• **Problem description**
Go through the material below and copy each line where the word "React" appears.

-=-=-

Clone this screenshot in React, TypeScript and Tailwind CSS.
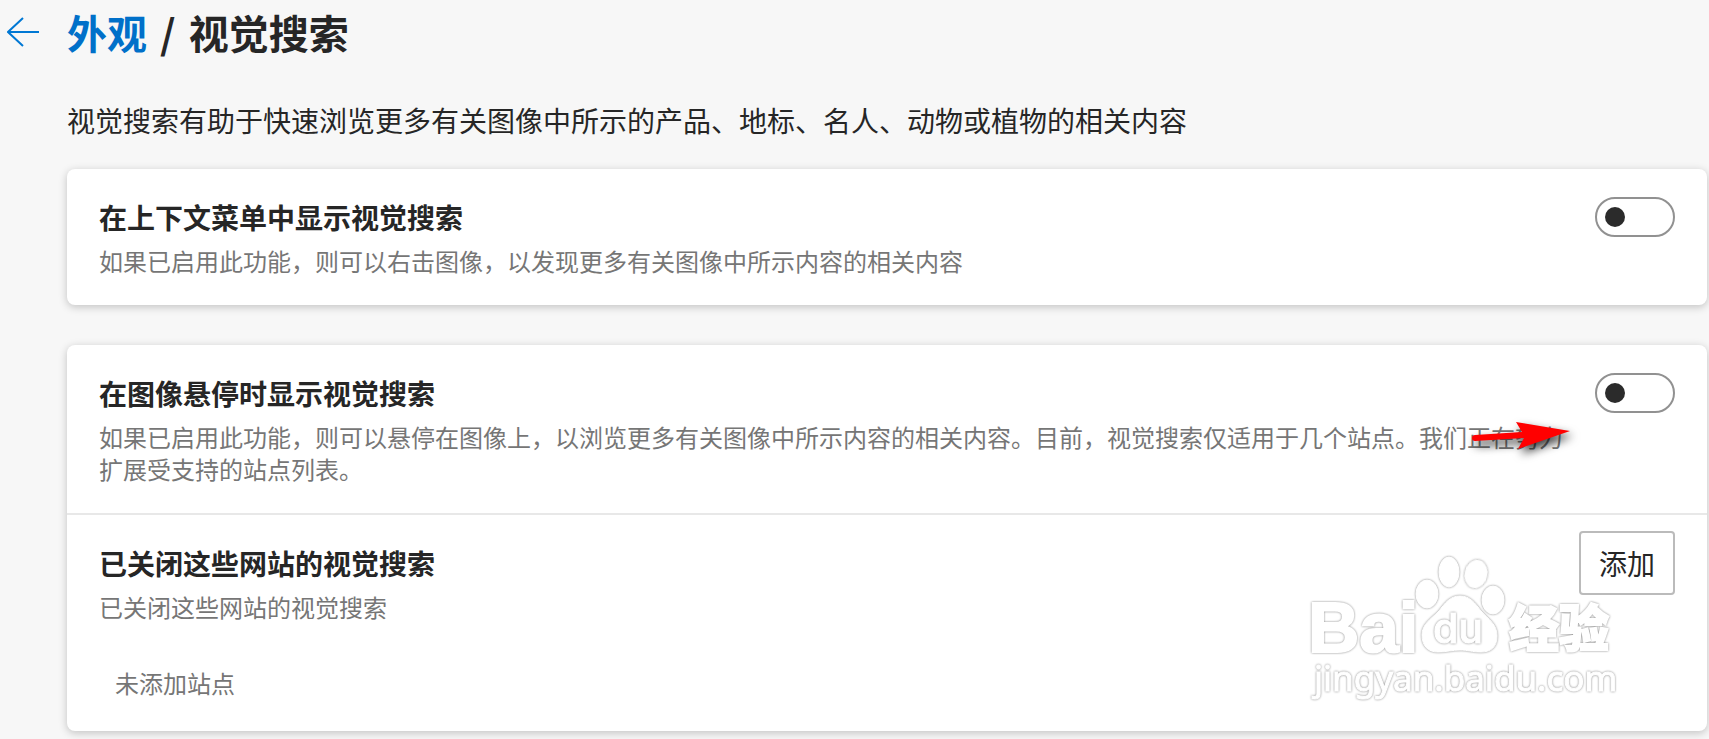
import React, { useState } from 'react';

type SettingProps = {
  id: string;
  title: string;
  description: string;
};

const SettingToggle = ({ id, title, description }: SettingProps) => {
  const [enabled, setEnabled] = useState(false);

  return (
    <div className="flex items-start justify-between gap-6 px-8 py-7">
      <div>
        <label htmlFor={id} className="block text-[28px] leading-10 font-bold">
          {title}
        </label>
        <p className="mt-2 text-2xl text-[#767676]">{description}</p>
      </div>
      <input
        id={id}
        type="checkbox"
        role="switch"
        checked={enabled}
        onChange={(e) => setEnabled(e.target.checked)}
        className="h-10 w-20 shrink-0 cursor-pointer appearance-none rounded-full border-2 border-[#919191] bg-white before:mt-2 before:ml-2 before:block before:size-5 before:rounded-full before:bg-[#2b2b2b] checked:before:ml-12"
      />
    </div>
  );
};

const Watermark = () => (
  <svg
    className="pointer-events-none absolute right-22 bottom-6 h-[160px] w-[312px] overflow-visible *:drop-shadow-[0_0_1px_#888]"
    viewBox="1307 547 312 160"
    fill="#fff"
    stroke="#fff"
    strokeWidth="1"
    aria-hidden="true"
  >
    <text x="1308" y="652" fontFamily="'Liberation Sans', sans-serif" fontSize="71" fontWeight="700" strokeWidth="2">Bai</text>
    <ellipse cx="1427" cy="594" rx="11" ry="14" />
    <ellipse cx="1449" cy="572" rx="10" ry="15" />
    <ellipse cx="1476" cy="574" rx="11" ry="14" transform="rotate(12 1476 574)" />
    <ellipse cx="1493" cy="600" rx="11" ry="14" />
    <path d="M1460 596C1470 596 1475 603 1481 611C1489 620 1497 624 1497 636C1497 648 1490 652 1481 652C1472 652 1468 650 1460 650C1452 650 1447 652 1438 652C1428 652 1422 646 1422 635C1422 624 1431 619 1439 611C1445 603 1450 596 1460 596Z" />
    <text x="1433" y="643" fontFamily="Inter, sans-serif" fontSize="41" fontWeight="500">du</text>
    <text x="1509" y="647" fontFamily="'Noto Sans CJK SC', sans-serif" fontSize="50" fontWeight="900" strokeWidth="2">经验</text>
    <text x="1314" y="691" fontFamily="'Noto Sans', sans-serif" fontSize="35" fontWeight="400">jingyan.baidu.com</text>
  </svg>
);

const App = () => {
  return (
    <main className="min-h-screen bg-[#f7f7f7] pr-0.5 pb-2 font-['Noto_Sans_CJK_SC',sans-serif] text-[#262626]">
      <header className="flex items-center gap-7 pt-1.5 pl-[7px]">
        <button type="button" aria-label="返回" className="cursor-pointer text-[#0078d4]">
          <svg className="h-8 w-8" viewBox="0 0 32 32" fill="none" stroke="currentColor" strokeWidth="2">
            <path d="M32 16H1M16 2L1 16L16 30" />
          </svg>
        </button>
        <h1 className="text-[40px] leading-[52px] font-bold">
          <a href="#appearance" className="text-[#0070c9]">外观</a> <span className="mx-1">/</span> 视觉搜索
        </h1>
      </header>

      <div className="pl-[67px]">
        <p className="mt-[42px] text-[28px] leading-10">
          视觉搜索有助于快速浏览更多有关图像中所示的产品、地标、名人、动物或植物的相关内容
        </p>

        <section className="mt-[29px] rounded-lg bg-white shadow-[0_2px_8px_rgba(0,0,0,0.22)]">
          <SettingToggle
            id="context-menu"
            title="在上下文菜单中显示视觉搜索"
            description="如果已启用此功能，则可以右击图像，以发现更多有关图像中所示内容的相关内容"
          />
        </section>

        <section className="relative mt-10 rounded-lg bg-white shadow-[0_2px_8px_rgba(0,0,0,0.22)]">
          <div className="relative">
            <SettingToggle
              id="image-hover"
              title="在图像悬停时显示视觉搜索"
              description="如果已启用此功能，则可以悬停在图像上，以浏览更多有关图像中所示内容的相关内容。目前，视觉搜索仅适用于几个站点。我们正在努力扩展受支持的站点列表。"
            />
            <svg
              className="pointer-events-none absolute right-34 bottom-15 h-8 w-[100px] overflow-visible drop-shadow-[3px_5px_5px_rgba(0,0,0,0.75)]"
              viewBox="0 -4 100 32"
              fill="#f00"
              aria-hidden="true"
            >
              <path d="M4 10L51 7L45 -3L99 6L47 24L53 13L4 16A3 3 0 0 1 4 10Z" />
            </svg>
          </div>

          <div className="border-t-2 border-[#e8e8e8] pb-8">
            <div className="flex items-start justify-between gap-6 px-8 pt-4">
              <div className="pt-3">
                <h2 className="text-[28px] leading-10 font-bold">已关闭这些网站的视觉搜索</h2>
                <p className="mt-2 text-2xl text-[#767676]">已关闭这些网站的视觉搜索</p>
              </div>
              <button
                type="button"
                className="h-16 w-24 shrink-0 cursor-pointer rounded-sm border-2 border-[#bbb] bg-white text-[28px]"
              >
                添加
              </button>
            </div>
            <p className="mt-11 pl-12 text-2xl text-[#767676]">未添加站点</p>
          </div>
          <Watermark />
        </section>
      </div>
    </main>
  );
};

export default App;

-=-=-

• **Result of the task**
Clone this screenshot in React, TypeScript and Tailwind CSS.
import React, { useState } from 'react';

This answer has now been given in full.